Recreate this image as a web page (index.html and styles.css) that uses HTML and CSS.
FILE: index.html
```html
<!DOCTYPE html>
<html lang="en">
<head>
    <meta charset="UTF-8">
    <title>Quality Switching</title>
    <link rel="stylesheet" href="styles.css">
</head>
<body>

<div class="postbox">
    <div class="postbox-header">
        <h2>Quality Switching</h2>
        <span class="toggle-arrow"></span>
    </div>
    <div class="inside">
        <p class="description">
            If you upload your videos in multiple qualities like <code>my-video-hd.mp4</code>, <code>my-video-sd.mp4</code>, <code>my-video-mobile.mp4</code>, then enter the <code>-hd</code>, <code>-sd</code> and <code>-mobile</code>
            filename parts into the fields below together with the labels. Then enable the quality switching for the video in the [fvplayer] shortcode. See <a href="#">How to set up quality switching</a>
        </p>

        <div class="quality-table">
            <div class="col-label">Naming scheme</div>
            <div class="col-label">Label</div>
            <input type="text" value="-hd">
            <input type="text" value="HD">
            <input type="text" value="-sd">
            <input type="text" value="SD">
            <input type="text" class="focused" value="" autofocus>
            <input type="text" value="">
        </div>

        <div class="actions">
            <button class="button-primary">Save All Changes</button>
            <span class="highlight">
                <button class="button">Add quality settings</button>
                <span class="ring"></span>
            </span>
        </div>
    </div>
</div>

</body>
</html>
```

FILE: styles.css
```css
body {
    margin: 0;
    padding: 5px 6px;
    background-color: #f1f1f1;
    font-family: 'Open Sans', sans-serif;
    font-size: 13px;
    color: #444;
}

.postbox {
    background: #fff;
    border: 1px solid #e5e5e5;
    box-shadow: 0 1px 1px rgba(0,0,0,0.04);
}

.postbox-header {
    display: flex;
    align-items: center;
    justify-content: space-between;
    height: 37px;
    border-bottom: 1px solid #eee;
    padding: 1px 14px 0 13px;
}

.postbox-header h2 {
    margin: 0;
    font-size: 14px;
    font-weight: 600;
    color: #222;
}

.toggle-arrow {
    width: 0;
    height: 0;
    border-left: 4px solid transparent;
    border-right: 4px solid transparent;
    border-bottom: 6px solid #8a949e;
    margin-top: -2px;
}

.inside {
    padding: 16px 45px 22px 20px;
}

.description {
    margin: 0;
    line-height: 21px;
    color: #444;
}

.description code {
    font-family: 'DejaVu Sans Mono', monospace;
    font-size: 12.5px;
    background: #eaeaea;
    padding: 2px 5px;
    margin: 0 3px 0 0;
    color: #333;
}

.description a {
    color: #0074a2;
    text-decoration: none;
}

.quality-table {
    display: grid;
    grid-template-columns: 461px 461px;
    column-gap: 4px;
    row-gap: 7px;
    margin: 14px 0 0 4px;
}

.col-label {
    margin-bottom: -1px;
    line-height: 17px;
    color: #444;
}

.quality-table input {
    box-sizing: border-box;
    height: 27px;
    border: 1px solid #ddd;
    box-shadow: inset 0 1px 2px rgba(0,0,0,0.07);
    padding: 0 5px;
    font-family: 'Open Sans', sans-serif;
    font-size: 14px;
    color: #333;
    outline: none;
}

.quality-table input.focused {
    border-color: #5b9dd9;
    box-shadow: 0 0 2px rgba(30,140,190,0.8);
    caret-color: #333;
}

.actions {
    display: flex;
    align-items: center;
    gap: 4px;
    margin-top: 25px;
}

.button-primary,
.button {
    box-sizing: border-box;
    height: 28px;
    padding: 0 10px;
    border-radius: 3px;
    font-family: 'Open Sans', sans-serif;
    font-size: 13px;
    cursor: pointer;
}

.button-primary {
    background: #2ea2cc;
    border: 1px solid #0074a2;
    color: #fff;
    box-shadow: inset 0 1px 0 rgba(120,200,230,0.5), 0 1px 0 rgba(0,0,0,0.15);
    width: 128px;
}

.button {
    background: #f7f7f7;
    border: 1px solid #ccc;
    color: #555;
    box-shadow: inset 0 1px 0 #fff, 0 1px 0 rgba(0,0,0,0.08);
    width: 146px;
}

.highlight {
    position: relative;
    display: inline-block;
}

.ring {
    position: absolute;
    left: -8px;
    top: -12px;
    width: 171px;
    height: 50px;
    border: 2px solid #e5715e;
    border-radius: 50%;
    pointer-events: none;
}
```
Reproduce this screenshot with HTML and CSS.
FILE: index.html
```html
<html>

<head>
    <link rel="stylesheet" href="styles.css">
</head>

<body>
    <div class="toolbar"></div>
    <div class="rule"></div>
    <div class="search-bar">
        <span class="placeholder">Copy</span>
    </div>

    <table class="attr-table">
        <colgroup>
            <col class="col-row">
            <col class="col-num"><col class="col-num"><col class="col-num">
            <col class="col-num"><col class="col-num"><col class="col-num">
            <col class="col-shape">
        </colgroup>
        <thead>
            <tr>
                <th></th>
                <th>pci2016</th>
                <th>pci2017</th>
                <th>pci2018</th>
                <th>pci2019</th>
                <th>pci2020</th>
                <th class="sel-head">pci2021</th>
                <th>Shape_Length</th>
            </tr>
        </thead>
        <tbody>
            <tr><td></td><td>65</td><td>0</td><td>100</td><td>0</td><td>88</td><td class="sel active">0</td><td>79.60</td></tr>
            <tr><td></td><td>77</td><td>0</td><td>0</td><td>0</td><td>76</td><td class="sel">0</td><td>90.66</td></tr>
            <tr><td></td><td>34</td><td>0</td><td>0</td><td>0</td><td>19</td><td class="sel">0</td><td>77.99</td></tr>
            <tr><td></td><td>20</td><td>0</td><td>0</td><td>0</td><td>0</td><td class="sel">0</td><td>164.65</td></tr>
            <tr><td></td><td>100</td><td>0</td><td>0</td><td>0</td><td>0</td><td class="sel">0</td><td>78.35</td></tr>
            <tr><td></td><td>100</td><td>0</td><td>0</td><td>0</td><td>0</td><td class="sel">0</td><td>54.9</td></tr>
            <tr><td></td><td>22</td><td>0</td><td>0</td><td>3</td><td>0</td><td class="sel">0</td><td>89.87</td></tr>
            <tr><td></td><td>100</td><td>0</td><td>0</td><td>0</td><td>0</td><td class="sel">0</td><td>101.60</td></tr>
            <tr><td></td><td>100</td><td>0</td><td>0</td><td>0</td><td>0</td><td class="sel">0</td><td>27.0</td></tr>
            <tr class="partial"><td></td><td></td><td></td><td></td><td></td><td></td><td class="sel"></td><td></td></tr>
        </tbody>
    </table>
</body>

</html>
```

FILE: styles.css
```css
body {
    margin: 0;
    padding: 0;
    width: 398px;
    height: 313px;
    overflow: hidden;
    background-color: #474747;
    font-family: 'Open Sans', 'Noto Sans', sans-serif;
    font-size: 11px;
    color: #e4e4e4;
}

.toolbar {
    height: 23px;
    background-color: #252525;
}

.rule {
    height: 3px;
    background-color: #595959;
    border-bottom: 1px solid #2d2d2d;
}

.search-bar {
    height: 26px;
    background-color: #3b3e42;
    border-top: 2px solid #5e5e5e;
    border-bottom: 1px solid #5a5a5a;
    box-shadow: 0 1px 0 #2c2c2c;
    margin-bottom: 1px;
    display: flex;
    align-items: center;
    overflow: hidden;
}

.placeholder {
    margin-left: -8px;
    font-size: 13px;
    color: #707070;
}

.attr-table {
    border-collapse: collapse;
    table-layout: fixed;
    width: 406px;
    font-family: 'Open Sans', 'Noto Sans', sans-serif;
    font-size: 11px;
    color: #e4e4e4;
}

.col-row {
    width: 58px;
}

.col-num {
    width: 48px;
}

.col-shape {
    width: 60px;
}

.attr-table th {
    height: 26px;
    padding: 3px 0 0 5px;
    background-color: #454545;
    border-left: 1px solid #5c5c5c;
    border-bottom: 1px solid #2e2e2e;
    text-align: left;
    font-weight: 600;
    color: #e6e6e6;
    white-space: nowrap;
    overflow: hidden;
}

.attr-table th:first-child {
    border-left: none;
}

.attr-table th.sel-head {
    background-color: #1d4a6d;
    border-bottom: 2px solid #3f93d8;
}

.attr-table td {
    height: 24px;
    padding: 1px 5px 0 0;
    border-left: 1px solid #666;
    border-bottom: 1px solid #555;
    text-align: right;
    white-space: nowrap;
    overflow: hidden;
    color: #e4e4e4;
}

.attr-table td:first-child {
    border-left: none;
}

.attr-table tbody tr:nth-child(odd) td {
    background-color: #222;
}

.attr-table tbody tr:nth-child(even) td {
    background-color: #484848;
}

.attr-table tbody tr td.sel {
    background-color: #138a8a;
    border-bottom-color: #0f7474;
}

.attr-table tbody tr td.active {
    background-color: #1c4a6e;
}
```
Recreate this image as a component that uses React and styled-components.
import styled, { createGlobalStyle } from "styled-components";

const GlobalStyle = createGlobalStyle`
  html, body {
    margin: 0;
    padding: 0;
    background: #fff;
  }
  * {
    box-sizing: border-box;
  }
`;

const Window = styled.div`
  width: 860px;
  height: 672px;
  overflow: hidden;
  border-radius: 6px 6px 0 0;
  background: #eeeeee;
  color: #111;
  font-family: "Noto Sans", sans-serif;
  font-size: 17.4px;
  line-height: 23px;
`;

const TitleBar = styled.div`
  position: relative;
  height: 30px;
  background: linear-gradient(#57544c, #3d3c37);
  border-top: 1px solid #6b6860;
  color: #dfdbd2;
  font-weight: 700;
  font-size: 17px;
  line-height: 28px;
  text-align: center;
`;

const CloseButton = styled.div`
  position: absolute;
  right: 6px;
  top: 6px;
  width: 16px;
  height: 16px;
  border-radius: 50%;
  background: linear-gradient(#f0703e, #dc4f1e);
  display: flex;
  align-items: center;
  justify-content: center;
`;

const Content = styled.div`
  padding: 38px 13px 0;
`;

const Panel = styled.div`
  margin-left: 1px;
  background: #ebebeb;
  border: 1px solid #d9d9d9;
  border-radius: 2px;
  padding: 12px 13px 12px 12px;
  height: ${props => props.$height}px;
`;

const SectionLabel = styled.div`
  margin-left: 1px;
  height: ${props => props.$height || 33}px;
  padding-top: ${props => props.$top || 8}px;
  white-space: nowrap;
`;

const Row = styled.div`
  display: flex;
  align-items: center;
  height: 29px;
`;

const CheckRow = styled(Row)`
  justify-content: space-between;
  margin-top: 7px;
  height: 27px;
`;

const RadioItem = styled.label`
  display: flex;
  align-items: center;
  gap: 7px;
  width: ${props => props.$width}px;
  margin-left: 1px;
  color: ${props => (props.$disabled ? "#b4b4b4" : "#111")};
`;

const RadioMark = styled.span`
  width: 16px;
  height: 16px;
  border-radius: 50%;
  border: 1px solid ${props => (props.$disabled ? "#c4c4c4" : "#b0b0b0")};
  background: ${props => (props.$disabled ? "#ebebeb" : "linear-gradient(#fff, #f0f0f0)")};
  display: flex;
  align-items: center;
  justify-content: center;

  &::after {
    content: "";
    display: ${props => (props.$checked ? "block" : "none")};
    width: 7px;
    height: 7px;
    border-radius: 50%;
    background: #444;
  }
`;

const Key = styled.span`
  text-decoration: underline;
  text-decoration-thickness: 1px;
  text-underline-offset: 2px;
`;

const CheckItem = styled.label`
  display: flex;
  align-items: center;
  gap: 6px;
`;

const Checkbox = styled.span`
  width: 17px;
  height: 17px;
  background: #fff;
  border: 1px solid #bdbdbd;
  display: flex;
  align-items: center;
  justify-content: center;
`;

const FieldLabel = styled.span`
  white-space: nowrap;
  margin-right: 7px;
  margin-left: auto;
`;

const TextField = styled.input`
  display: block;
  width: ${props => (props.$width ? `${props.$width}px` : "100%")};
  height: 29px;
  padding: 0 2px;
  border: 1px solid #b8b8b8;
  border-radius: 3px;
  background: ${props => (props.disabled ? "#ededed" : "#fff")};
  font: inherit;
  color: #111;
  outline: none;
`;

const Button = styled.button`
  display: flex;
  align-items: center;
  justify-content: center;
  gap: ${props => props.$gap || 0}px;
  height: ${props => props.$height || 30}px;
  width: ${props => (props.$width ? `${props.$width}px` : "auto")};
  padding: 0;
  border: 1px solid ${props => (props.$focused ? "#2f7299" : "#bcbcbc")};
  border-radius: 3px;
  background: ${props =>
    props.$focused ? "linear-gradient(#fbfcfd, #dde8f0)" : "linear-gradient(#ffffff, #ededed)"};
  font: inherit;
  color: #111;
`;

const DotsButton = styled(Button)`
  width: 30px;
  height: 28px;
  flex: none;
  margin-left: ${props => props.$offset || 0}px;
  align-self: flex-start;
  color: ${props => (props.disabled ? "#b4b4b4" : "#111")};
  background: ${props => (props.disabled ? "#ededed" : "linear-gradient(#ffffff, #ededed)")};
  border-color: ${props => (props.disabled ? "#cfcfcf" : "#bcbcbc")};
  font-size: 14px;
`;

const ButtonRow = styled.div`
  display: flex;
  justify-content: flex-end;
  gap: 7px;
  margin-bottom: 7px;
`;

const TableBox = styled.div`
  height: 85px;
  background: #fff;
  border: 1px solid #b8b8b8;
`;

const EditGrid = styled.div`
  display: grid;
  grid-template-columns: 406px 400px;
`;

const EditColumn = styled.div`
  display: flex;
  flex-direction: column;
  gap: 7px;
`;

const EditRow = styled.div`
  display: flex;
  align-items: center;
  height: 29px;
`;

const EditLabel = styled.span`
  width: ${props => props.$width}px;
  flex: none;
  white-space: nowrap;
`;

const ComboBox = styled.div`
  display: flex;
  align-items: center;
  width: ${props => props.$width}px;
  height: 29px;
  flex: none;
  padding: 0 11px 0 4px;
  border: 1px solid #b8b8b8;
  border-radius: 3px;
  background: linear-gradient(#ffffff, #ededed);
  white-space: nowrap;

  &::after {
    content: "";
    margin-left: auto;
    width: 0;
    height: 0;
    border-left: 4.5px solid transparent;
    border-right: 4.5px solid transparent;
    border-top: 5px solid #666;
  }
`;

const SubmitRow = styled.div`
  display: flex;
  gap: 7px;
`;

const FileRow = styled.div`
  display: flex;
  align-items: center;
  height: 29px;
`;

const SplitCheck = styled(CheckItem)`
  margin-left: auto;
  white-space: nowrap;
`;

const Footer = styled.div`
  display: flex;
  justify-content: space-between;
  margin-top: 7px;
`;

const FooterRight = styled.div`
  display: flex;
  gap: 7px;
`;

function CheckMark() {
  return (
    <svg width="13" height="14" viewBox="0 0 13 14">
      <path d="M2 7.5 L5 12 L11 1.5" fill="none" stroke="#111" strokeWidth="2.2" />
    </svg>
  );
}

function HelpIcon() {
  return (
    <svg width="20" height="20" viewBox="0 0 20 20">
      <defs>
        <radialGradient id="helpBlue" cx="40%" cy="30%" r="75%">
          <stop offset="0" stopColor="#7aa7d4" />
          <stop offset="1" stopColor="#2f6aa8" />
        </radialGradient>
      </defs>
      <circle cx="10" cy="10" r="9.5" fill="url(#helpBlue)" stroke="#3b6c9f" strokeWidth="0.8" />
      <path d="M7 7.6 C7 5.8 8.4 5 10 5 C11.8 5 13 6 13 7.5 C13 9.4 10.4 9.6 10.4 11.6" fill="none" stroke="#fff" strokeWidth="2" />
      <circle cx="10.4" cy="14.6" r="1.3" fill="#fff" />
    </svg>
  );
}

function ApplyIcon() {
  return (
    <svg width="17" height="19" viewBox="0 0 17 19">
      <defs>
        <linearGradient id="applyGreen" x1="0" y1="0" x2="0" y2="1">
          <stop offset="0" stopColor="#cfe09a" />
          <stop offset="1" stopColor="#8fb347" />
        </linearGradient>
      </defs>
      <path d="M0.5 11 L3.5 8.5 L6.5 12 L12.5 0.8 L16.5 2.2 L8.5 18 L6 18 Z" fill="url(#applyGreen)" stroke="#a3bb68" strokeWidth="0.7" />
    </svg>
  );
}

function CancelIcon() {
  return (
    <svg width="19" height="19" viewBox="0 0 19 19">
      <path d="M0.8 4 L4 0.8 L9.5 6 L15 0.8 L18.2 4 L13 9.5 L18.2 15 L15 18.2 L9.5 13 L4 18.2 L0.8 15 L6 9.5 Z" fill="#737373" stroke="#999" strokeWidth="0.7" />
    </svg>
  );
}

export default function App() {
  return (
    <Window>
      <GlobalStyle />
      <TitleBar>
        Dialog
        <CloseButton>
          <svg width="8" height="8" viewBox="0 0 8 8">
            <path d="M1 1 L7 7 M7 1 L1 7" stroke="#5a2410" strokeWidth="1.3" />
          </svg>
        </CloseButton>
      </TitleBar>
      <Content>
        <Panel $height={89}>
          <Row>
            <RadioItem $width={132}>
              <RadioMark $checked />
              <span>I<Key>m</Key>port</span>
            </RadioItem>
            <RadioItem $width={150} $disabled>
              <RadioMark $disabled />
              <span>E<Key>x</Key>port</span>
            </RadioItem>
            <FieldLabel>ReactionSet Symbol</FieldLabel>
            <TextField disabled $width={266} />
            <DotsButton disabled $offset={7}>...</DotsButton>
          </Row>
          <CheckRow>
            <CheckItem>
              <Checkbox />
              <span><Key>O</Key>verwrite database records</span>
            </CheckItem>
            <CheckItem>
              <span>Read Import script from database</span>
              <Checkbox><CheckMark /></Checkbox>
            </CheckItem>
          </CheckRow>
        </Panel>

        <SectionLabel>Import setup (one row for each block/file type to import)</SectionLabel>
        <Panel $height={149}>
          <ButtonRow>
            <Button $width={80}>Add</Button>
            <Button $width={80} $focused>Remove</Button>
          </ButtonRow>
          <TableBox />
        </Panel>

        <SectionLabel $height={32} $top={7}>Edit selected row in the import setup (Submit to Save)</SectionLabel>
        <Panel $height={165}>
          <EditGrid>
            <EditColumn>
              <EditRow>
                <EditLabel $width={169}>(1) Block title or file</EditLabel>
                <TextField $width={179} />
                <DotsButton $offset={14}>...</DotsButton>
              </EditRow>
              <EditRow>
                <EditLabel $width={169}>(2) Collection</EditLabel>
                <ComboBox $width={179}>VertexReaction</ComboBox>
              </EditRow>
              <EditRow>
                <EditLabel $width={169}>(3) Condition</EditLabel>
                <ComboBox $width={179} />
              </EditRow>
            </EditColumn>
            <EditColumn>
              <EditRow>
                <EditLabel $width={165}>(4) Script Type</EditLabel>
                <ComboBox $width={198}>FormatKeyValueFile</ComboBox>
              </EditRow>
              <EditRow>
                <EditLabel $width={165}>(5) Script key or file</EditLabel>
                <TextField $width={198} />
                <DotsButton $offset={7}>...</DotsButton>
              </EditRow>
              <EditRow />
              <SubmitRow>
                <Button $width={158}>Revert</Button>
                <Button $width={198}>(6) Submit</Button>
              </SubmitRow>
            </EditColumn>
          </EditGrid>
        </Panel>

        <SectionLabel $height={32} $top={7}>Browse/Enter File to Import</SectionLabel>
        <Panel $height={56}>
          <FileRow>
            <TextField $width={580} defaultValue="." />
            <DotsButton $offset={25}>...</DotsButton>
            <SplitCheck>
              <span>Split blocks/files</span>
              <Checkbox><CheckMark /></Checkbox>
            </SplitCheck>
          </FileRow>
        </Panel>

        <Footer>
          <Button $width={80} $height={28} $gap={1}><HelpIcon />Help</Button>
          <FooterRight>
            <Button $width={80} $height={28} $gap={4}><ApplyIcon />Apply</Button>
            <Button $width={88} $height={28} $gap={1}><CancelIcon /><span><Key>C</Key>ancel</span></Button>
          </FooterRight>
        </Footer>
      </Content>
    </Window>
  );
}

::::

Copy every line of the listing containing the string "this".

Recreate this image as a web page (index.html and styles.css) that uses HTML and CSS.
Reproduce this screenshot with HTML and CSS.
Recreate this image as a component that uses React and styled-components.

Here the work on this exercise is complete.